Money & taxes
Brutto / Netto
Brutto is your gross salary before deductions; Netto is what reaches your bank account after wage tax and social contributions. For working students the gap is small: on €1,200 gross, a typical student keeps about €1,088, roughly 91%, thanks to the Werkstudentenprivileg.
Every German salary discussion happens in Brutto: job ads, contracts, and negotiations all quote gross figures. From Brutto, the employer deducts wage tax (depending on tax class and amount), possibly church tax and solidarity surcharge, and the employee share of social-insurance contributions. What remains is Netto, the transfer you actually receive.
For regular full-time employees the Netto often lands around 60 to 70% of Brutto. The exact ratio depends on salary level, tax class, church membership, and health-insurance add-on rates, which is why two colleagues with identical gross pay can take home different amounts.

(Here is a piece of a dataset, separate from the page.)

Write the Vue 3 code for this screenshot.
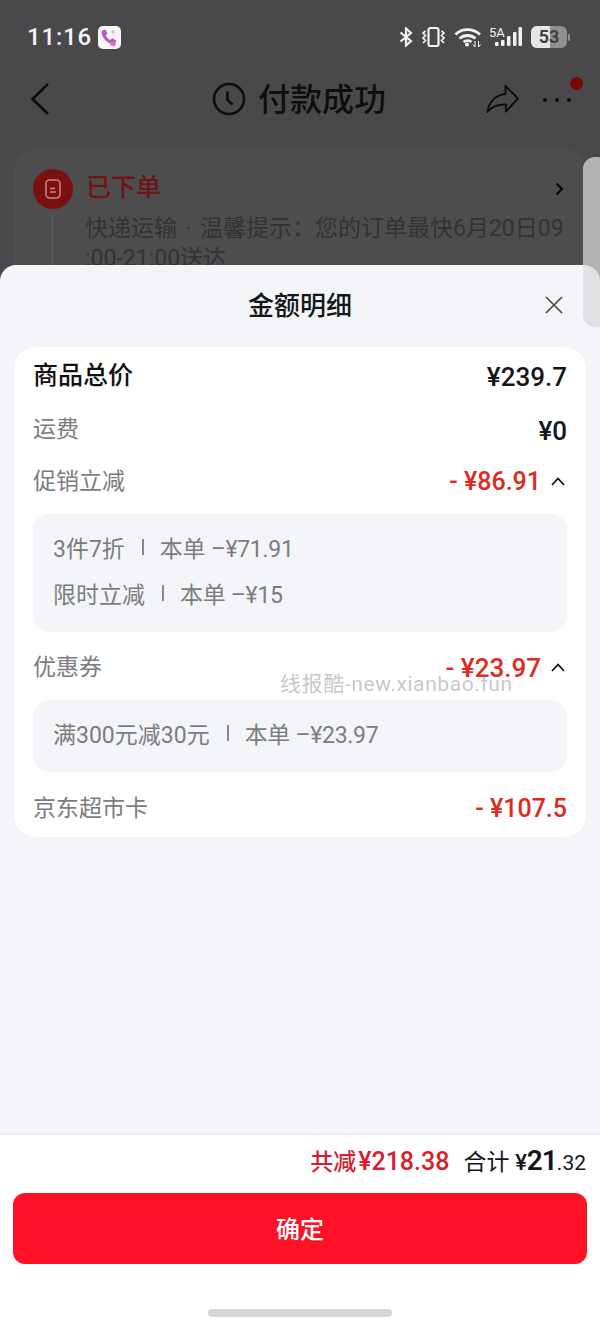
<script setup>
const promos = [
  { name: '3件7折', amount: '本单 –¥71.91' },
  { name: '限时立减', amount: '本单 –¥15' }
]
const coupons = [{ name: '满300元减30元', amount: '本单 –¥23.97' }]
</script>

<template>
  <div class="page">
    <div class="status">
      <span class="time">11:16</span>
      <svg class="app-icon" width="23" height="23" viewBox="0 0 23 23">
        <rect width="23" height="23" rx="5" fill="#fbf6fd" />
        <path d="M4.500 4.500l3-1 2.200 4-1.900 1.700c.8 2.200 2.400 3.900 4.600 4.900l1.900-1.800 3.900 2.300-1 3c-.8 1.100-2.500 1.300-4.400.5C8.500 16 5.200 12.400 3.800 8.200c-.4-1.500-.1-2.800.7-3.700z" fill="#b25ac6" />
        <path d="M11.500 15l2 1.500 1-1 3.500 2-1 2.500c-1 .5-2.500.3-4.500-.8z" fill="#e56fb8" />
        <path d="M15 3.500l.7 1.800 1.800.7-1.800.7-.7 1.800-.7-1.800-1.800-.7 1.800-.7z" fill="#e9a3d6" />
      </svg>
      <div class="status-right">
        <svg width="14" height="20" viewBox="0 0 14 20" fill="none" stroke="#f2f2f2" stroke-width="2.200">
          <path d="M1.500 5.500L12 14l-5 4.500v-17L12 6 1.500 14.500" />
        </svg>
        <svg width="25" height="22" viewBox="0 0 25 22" fill="none" stroke="#f2f2f2" stroke-width="2.200">
          <rect x="7.500" y="2" width="10" height="18" rx="2" />
          <path d="M4.500 5L2 7l2.500 2.500L2 12l2.500 2.500L2 17M20.500 5L23 7l-2.500 2.500L23 12l-2.500 2.500L23 17" stroke-width="1.700" />
        </svg>
        <svg width="28" height="20" viewBox="0 0 28 20" fill="none" stroke="#f2f2f2" stroke-width="2.800">
          <path d="M1.500 7.500C8 1 19 1 26 7.500M5.500 11.500c4.500-4 11.500-4 16 0M9.500 15c2.300-1.800 6-1.800 8 0" />
          <circle cx="13" cy="17.500" r="2" fill="#f2f2f2" stroke="none" />
          <path d="M21 14v6l-2-2.500M24.500 14v6l2-2.500" stroke-width="1" />
        </svg>
        <div class="signal">
          <span class="signal-label">5A</span>
          <svg width="33" height="20" viewBox="0 0 33 20" fill="#f2f2f2">
            <rect x="6" y="15" width="3.500" height="4" rx="1" />
            <rect x="12" y="13" width="3.500" height="6" rx="1" />
            <rect x="18" y="9" width="3.500" height="10" rx="1" />
            <rect x="24" y="5" width="3.500" height="14" rx="1" />
            <rect x="29.500" y="0" width="3.500" height="19" rx="1" />
          </svg>
        </div>
        <div class="battery">
          <div class="battery-body">
            <span class="battery-fill"></span>
            <span class="battery-num">53</span>
          </div>
          <span class="battery-tip"></span>
        </div>
      </div>
    </div>

    <div class="nav">
      <svg class="back" width="22" height="34" viewBox="0 0 22 34" fill="none" stroke="#0d0d0d" stroke-width="2.600">
        <path d="M19 2L3.500 17 19 32" />
      </svg>
      <div class="nav-title">
        <svg width="34" height="34" viewBox="0 0 34 34" fill="none" stroke="#0d0d0d" stroke-width="2.600">
          <circle cx="17" cy="17" r="15" />
          <path d="M15.500 9.500V18l5 4.500" />
        </svg>
        <span>付款成功</span>
      </div>
      <div class="nav-actions">
        <svg width="34" height="30" viewBox="0 0 34 30" fill="none" stroke="#0d0d0d" stroke-width="1.900" stroke-linejoin="round">
          <path d="M19.500 2L32 14.500 20 27.500v-7C12 20 6 22.500 1.500 28c1-9.500 7.500-17 18-18z" />
        </svg>
        <div class="dots"><i></i><i></i><i></i><b></b></div>
      </div>
    </div>

    <div class="order">
      <div class="order-head">
        <span class="order-icon">
          <svg width="20" height="22" viewBox="0 0 20 22" fill="none" stroke="#c58886" stroke-width="1.500">
            <rect x="3" y="2" width="14" height="18" rx="3.500" />
            <path d="M7 10.500h5M7 14h6" />
          </svg>
        </span>
        <span class="order-title">已下单</span>
        <svg class="order-arrow" width="9" height="14" viewBox="0 0 9 14" fill="none" stroke="#050505" stroke-width="2">
          <path d="M1.500 1.500L7 7l-5.500 5.500" />
        </svg>
      </div>
      <div class="order-line"></div>
      <p class="order-text">快递运输<span class="dot">·</span>温馨提示：您的订单最快6月20日09<br />:00-21:00送达</p>
    </div>

    <div class="scroll-thumb"></div>

    <section class="sheet">
      <header class="sheet-head">
        <h2>金额明细</h2>
        <svg class="close" width="20" height="20" viewBox="0 0 20 20" fill="none" stroke="#4b4b4f" stroke-width="1.700">
          <path d="M2 2l16 16M18 2L2 18" />
        </svg>
      </header>

      <div class="card">
        <div class="row row-total">
          <span class="total-label">商品总价</span>
          <span class="total-value">¥239.7</span>
        </div>
        <div class="row row-ship">
          <span class="label">运费</span>
          <span class="total-value">¥0</span>
        </div>
        <div class="row row-promo">
          <span class="label">促销立减</span>
          <span class="minus narrow">
            <span>- ¥86.91</span>
            <svg width="14" height="9" viewBox="0 0 14 9" fill="none" stroke="#111" stroke-width="1.800"><path d="M1 8l6-6.500L13 8" /></svg>
          </span>
        </div>
        <div class="detail">
          <div v-for="p in promos" :key="p.name" class="detail-row">
            <span>{{ p.name }}</span><i></i><span class="amount">{{ p.amount }}</span>
          </div>
        </div>
        <div class="row row-coupon">
          <span class="label">优惠券</span>
          <span class="minus">
            <span>- ¥23.97</span>
            <svg width="14" height="9" viewBox="0 0 14 9" fill="none" stroke="#111" stroke-width="1.800"><path d="M1 8l6-6.500L13 8" /></svg>
          </span>
        </div>
        <div class="detail detail-one">
          <div v-for="c in coupons" :key="c.name" class="detail-row">
            <span>{{ c.name }}</span><i></i><span class="amount">{{ c.amount }}</span>
          </div>
        </div>
        <div class="row row-card">
          <span class="label">京东超市卡</span>
          <span class="minus narrow flush"><span>- ¥107.5</span></span>
        </div>
      </div>

      <div class="footer">
        <div class="sum">
          <span class="sum-off">共减<b>¥218.38</b></span>
          <span class="sum-total">合计 <em>¥</em><strong>21</strong><small>.32</small></span>
        </div>
        <button class="confirm"><span>确定</span></button>
        <div class="home-bar"></div>
      </div>
    </section>

    <div class="watermark">线报酷-new.xianbao.fun</div>
  </div>
</template>

<style>
html, body { margin: 0; padding: 0; }
</style>

<style scoped>
* { box-sizing: border-box; }

.page {
  position: relative;
  width: 600px;
  height: 1327px;
  overflow: hidden;
  background: #49494b;
  font-family: Roboto, "Noto Sans CJK SC", sans-serif;
}

.status {
  display: flex;
  align-items: center;
  height: 74px;
  padding: 0 30px 0 27px;
}
.time {
  color: #f4f4f4;
  font-size: 24px;
  font-weight: 500;
  letter-spacing: 0.800px;
  margin-right: 6px;
}
.status-right {
  display: flex;
  align-items: center;
  gap: 8px;
  margin-left: auto;
}
.signal {
  position: relative;
  width: 33px;
  height: 20px;
  margin-left: -1px;
}
.signal-label {
  position: absolute;
  left: 0;
  top: -1px;
  color: #f2f2f2;
  font-size: 13px;
  line-height: 13px;
}
.battery { display: flex; align-items: center; gap: 1px; margin-left: 1px; }
.battery-body {
  position: relative;
  width: 36px;
  height: 22px;
  border-radius: 6px;
  background: #8f8f90;
  overflow: hidden;
  text-align: center;
}
.battery-fill {
  position: absolute;
  left: 0;
  top: 0;
  bottom: 0;
  width: 19px;
  background: #e6e6e6;
}
.battery-num {
  position: relative;
  display: block;
  color: #404042;
  font-size: 18px;
  font-weight: 700;
  line-height: 22px;
}
.battery-tip { width: 2px; height: 7px; border-radius: 1px; background: #8f8f90; }

.nav {
  position: relative;
  display: flex;
  align-items: center;
  height: 50px;
  padding: 0 29px 0 29px;
}
.nav-title {
  position: absolute;
  left: 212px;
  top: 0;
  height: 50px;
  display: flex;
  align-items: center;
  gap: 12px;
  color: #0f0f0f;
  font-size: 32px;
  font-weight: 500;
}
.nav-title span { padding-bottom: 4px; }
.nav-actions {
  display: flex;
  align-items: center;
  gap: 23px;
  margin-left: auto;
}
.dots { position: relative; display: flex; gap: 8px; padding-top: 1px; }
.dots i { width: 4px; height: 4px; border-radius: 50%; background: #0d0d0d; }
.dots b {
  position: absolute;
  right: -12px;
  top: -20px;
  width: 13px;
  height: 13px;
  border-radius: 50%;
  background: #7a0707;
}

.order {
  position: relative;
  margin: 26px 14px 0;
  padding: 20px 20px 0 19px;
  height: 140px;
  border-radius: 18px;
  background: #4d4d4e;
}
.order-head { display: flex; align-items: center; height: 38px; }
.order-icon {
  display: flex;
  align-items: center;
  justify-content: center;
  width: 40px;
  height: 40px;
  border-radius: 50%;
  background: #7a1010;
  margin-right: 13px;
}
.order-title { color: #701414; font-size: 25px; font-weight: 500; padding-bottom: 8px; }
.order-arrow { margin-left: auto; margin-right: 2px; }
.order-line {
  position: absolute;
  left: 38px;
  top: 66px;
  width: 1px;
  height: 60px;
  background: #5e5e5f;
}
.order-text {
  margin: 6px 0 0;
  padding-left: 52px;
  color: #333334;
  font-size: 23px;
  line-height: 30px;
  white-space: nowrap;
}
.dot { display: inline-block; width: 23px; text-align: center; }
.scroll-thumb {
  position: absolute;
  right: -10px;
  top: 157px;
  width: 27px;
  height: 170px;
  border-radius: 12px;
  background: rgba(219, 219, 219, 0.73);
  z-index: 2;
}

.sheet {
  position: absolute;
  left: 0;
  right: 0;
  top: 265px;
  bottom: 0;
  display: flex;
  flex-direction: column;
  border-radius: 16px 16px 0 0;
  background: #f4f5f9;
}
.sheet-head {
  position: relative;
  height: 82px;
  display: flex;
  align-items: center;
  justify-content: center;
}
.sheet-head h2 {
  margin: 0;
  color: #15161a;
  font-size: 26px;
  font-weight: 500;
  line-height: 82px;
}
.close { position: absolute; right: 36px; top: 30px; }

.card {
  margin: 0 14px;
  height: 490px;
  padding: 0 19px;
  border-radius: 22px;
  background: #fff;
}
.row {
  display: flex;
  align-items: center;
  justify-content: space-between;
}
.row-total { height: 56px; }
.row-ship { height: 52px; }
.row-promo { height: 52px; }
.row-coupon { height: 68px; padding-top: 2px; }
.row-card { height: 72px; }
.total-label { color: #111; font-size: 25px; font-weight: 500; padding-bottom: 4px; }
.total-value { color: #15161a; font-size: 26px; font-weight: 500; padding-top: 3px; }
.label { color: #7c7c80; font-size: 23px; padding-bottom: 4px; }
.minus {
  display: flex;
  align-items: center;
  gap: 10px;
  padding: 1px 2px 0 0;
  color: #e02a1d;
  font-size: 26px;
  font-weight: 500;
  white-space: nowrap;
}
.minus.narrow { font-size: 25px; }
.minus.flush { padding-right: 0; }

.detail {
  height: 118px;
  margin-top: 7px;
  padding: 12px 20px;
  border-radius: 16px;
  background: #f4f5f9;
}
.detail-one { height: 72px; margin-top: 0; }
.detail-row {
  display: flex;
  align-items: center;
  gap: 17px;
  height: 46px;
  padding-bottom: 4px;
  color: #7c7c80;
  font-size: 23px;
  white-space: nowrap;
}
.detail-row i { width: 2px; height: 16px; background: #88888c; margin-right: -1px; }
.amount { letter-spacing: -0.300px; }

.footer {
  margin-top: auto;
  height: 194px;
  border-top: 2px solid #ececee;
  background: #fff;
  position: relative;
}
.sum {
  display: flex;
  align-items: center;
  justify-content: flex-end;
  gap: 14px;
  height: 49px;
  padding-right: 14px;
}
.sum-off { color: #d81e2e; font-size: 23px; font-weight: 500; }
.sum-off b { font-size: 25px; font-weight: 500; margin-left: 2px; }
.sum-total { color: #15161a; font-size: 23px; }
.sum-total em { font-style: normal; font-size: 22px; font-weight: 500; }
.sum-total strong { font-size: 28px; font-weight: 600; letter-spacing: -1px; }
.sum-total small { font-size: 21px; }

.confirm {
  display: block;
  width: 574px;
  height: 71px;
  margin: 9px 13px 0;
  padding: 0 0 2px;
  border: none;
  border-radius: 12px;
  background: #ff1225;
  color: #fff;
  font-family: inherit;
  font-size: 24px;
  font-weight: 500;
}
.home-bar {
  position: absolute;
  left: 208px;
  bottom: 10px;
  width: 184px;
  height: 8px;
  border-radius: 4px;
  background: #d6d6d8;
}

.watermark {
  position: absolute;
  left: 280px;
  top: 670px;
  color: rgba(130, 130, 130, 0.45);
  font-size: 21px;
  line-height: 28px;
  letter-spacing: 0.600px;
  white-space: nowrap;
}
</style>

What it means for working students
Working students keep an unusually high share of gross pay: below roughly €1,300 per month there is no wage tax in class I, and the Werkstudentenprivileg limits social deductions to 9.3% pension. A €15 hourly offer is therefore worth nearly €13.60 in your pocket. Always negotiate in Brutto like everyone else, but run the numbers through a gross-to-net calculator before comparing offers, especially against mini-jobs or freelance rates where the deduction logic differs completely.